Data block ->
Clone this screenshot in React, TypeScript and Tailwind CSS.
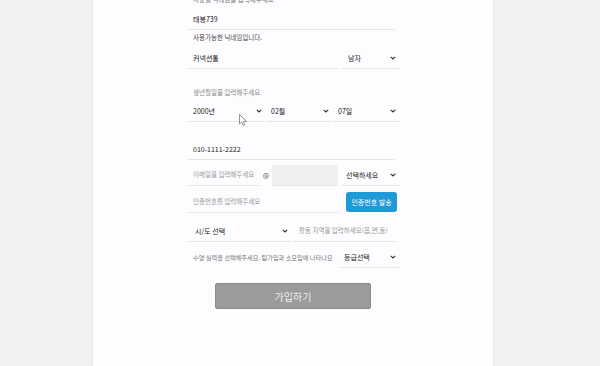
import React from "react";

const Chevron = () => (
  <svg width="6" height="4" viewBox="0 0 6 4" className="shrink-0">
    <polyline points="0.8,0.8 3,3 5.2,0.8" fill="none" stroke="#333" strokeWidth="1.1" />
  </svg>
);

const Field = ({ text, placeholder = false, className = "" }: { text: string; placeholder?: boolean; className?: string }) => (
  <div className={`flex items-center h-full border-b border-[#e6e6e6] pl-[6px] ${className}`}>
    <span className={placeholder ? "text-[6.5px] text-[#9a9a9a]" : "text-[7px] text-[#1a1a1a]"}>{text}</span>
  </div>
);

const Select = ({ text, className = "", pl = "pl-[6px]" }: { text: string; className?: string; pl?: string }) => (
  <div className={`flex items-center justify-between h-full border-b border-[#e6e6e6] ${pl} pr-[3px] ${className}`}>
    <span className="text-[7px] text-[#222]">{text}</span>
    <Chevron />
  </div>
);

const App = () => {
  return (
    <div
      className="relative h-[366px] w-[600px] overflow-hidden bg-[#f1f1f1]"
      style={{ fontFamily: '"Noto Sans CJK KR", "Noto Sans", sans-serif' }}
    >
      <div className="ml-[93px] h-full w-[400px] bg-[#fdfcfe] shadow-[0_0_2px_rgba(0,0,0,0.1)]">
        <div className="ml-[94px] flex w-[212px] flex-col">
          <div className="-mt-[6px] h-[10px] pl-[6px] text-[6.5px] leading-[10px] text-[#777]">사용할 닉네임을 입력해주세요</div>

          <div className="mt-[6px] h-[20px] w-[208px]">
            <Field text="태봉739" />
          </div>
          <div className="h-[14px] pl-[6px] text-[6.5px] leading-[14px] text-[#444]">사용가능한 닉네임입니다.</div>

          <div className="mt-[4px] flex h-[21px] gap-[3px]">
            <Field text="커넥션톨" className="w-[152px]" />
            <Select text="남자" className="w-[57px]" />
          </div>

          <div className="mt-[17px] h-[12px] pl-[6px] text-[6.5px] leading-[12px] text-[#8a8a8a]">생년월일을 입력해주세요</div>

          <div className="mt-[3px] flex h-[21px] gap-[2px]">
            <Select text="2000년" className="w-[78px]" />
            <Select text="02월" pl="pl-[4px]" className="w-[65px]" />
            <Select text="07일" pl="pl-[4px]" className="w-[65px]" />
          </div>

          <div className="mt-[17px] h-[21px] w-[208px]">
            <Field text="010-1111-2222" />
          </div>

          <div className="mt-[5px] flex h-[21px] items-stretch">
            <Field text="이메일을 입력해주세요" placeholder className="w-[73px]" />
            <div className="flex w-[12px] items-center justify-center text-[7px] text-[#555]">@</div>
            <div className="w-[66px] border-b border-[#e6e6e6] bg-[#f0f0f0]" />
            <Select text="선택하세요" pl="pl-[4px]" className="ml-[4px] w-[57px]" />
          </div>

          <div className="mt-[6px] flex h-[21px] items-start">
            <Field text="인증번호를 입력해주세요" placeholder className="w-[152px]" />
            <button className="ml-[7px] flex h-[20px] w-[51px] items-center justify-center rounded-[3px] bg-[#1e9ad6] text-[7px] text-white">
              인증번호 발송
            </button>
          </div>

          <div className="mt-[8px] flex h-[21px] gap-[2px]">
            <Select text="시/도 선택" pl="pl-[8px]" className="w-[104px]" />
            <Field text="활동 지역을 입력하세요(읍,면,동)" placeholder className="w-[104px]" />
          </div>

          <div className="mt-[5px] flex h-[21px]">
            <div className="flex flex-1 items-center pl-[6px] text-[6.2px] text-[#777]">수영 실력을 선택해주세요. 팀가입과 소모임에 나타나요</div>
            <Select text="등급선택" pl="pl-[5px]" className="w-[60px]" />
          </div>

          <button className="mx-auto mt-[15px] flex h-[26px] w-[156px] items-center justify-center rounded-[2px] border border-[#8a8a8a] bg-[#9b9b9b] text-[10px] text-[#eeeeee]">
            가입하기
          </button>
        </div>
      </div>

      <svg className="absolute left-[239px] top-[114px]" width="9" height="13" viewBox="0 0 9 13">
        <path d="M0.5 0.5 L0.5 10 L2.8 7.9 L4.4 11.6 L5.9 11 L4.4 7.4 L7.6 7.4 Z" fill="#fff" stroke="#777" strokeWidth="0.8" strokeLinejoin="round" />
      </svg>
    </div>
  );
};

export default App;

Work required -> Omit every picture, then repeat the remaining data exactly as it appears above.

Exercise response ->
Clone this screenshot in React, TypeScript and Tailwind CSS.
import React from "react";

const Chevron = () => (
  <svg width="6" height="4" viewBox="0 0 6 4" className="shrink-0">
    <polyline points="0.8,0.8 3,3 5.2,0.8" fill="none" stroke="#333" strokeWidth="1.1" />
  </svg>
);

const Field = ({ text, placeholder = false, className = "" }: { text: string; placeholder?: boolean; className?: string }) => (
  <div className={`flex items-center h-full border-b border-[#e6e6e6] pl-[6px] ${className}`}>
    <span className={placeholder ? "text-[6.5px] text-[#9a9a9a]" : "text-[7px] text-[#1a1a1a]"}>{text}</span>
  </div>
);

const Select = ({ text, className = "", pl = "pl-[6px]" }: { text: string; className?: string; pl?: string }) => (
  <div className={`flex items-center justify-between h-full border-b border-[#e6e6e6] ${pl} pr-[3px] ${className}`}>
    <span className="text-[7px] text-[#222]">{text}</span>
    <Chevron />
  </div>
);

const App = () => {
  return (
    <div
      className="relative h-[366px] w-[600px] overflow-hidden bg-[#f1f1f1]"
      style={{ fontFamily: '"Noto Sans CJK KR", "Noto Sans", sans-serif' }}
    >
      <div className="ml-[93px] h-full w-[400px] bg-[#fdfcfe] shadow-[0_0_2px_rgba(0,0,0,0.1)]">
        <div className="ml-[94px] flex w-[212px] flex-col">
          <div className="-mt-[6px] h-[10px] pl-[6px] text-[6.5px] leading-[10px] text-[#777]">사용할 닉네임을 입력해주세요</div>

          <div className="mt-[6px] h-[20px] w-[208px]">
            <Field text="태봉739" />
          </div>
          <div className="h-[14px] pl-[6px] text-[6.5px] leading-[14px] text-[#444]">사용가능한 닉네임입니다.</div>

          <div className="mt-[4px] flex h-[21px] gap-[3px]">
            <Field text="커넥션톨" className="w-[152px]" />
            <Select text="남자" className="w-[57px]" />
          </div>

          <div className="mt-[17px] h-[12px] pl-[6px] text-[6.5px] leading-[12px] text-[#8a8a8a]">생년월일을 입력해주세요</div>

          <div className="mt-[3px] flex h-[21px] gap-[2px]">
            <Select text="2000년" className="w-[78px]" />
            <Select text="02월" pl="pl-[4px]" className="w-[65px]" />
            <Select text="07일" pl="pl-[4px]" className="w-[65px]" />
          </div>

          <div className="mt-[17px] h-[21px] w-[208px]">
            <Field text="010-1111-2222" />
          </div>

          <div className="mt-[5px] flex h-[21px] items-stretch">
            <Field text="이메일을 입력해주세요" placeholder className="w-[73px]" />
            <div className="flex w-[12px] items-center justify-center text-[7px] text-[#555]">@</div>
            <div className="w-[66px] border-b border-[#e6e6e6] bg-[#f0f0f0]" />
            <Select text="선택하세요" pl="pl-[4px]" className="ml-[4px] w-[57px]" />
          </div>

          <div className="mt-[6px] flex h-[21px] items-start">
            <Field text="인증번호를 입력해주세요" placeholder className="w-[152px]" />
            <button className="ml-[7px] flex h-[20px] w-[51px] items-center justify-center rounded-[3px] bg-[#1e9ad6] text-[7px] text-white">
              인증번호 발송
            </button>
          </div>

          <div className="mt-[8px] flex h-[21px] gap-[2px]">
            <Select text="시/도 선택" pl="pl-[8px]" className="w-[104px]" />
            <Field text="활동 지역을 입력하세요(읍,면,동)" placeholder className="w-[104px]" />
          </div>

          <div className="mt-[5px] flex h-[21px]">
            <div className="flex flex-1 items-center pl-[6px] text-[6.2px] text-[#777]">수영 실력을 선택해주세요. 팀가입과 소모임에 나타나요</div>
            <Select text="등급선택" pl="pl-[5px]" className="w-[60px]" />
          </div>

          <button className="mx-auto mt-[15px] flex h-[26px] w-[156px] items-center justify-center rounded-[2px] border border-[#8a8a8a] bg-[#9b9b9b] text-[10px] text-[#eeeeee]">
            가입하기
          </button>
        </div>
      </div>

      <svg className="absolute left-[239px] top-[114px]" width="9" height="13" viewBox="0 0 9 13">
        <path d="M0.5 0.5 L0.5 10 L2.8 7.9 L4.4 11.6 L5.9 11 L4.4 7.4 L7.6 7.4 Z" fill="#fff" stroke="#777" strokeWidth="0.8" strokeLinejoin="round" />
      </svg>
    </div>
  );
};

export default App;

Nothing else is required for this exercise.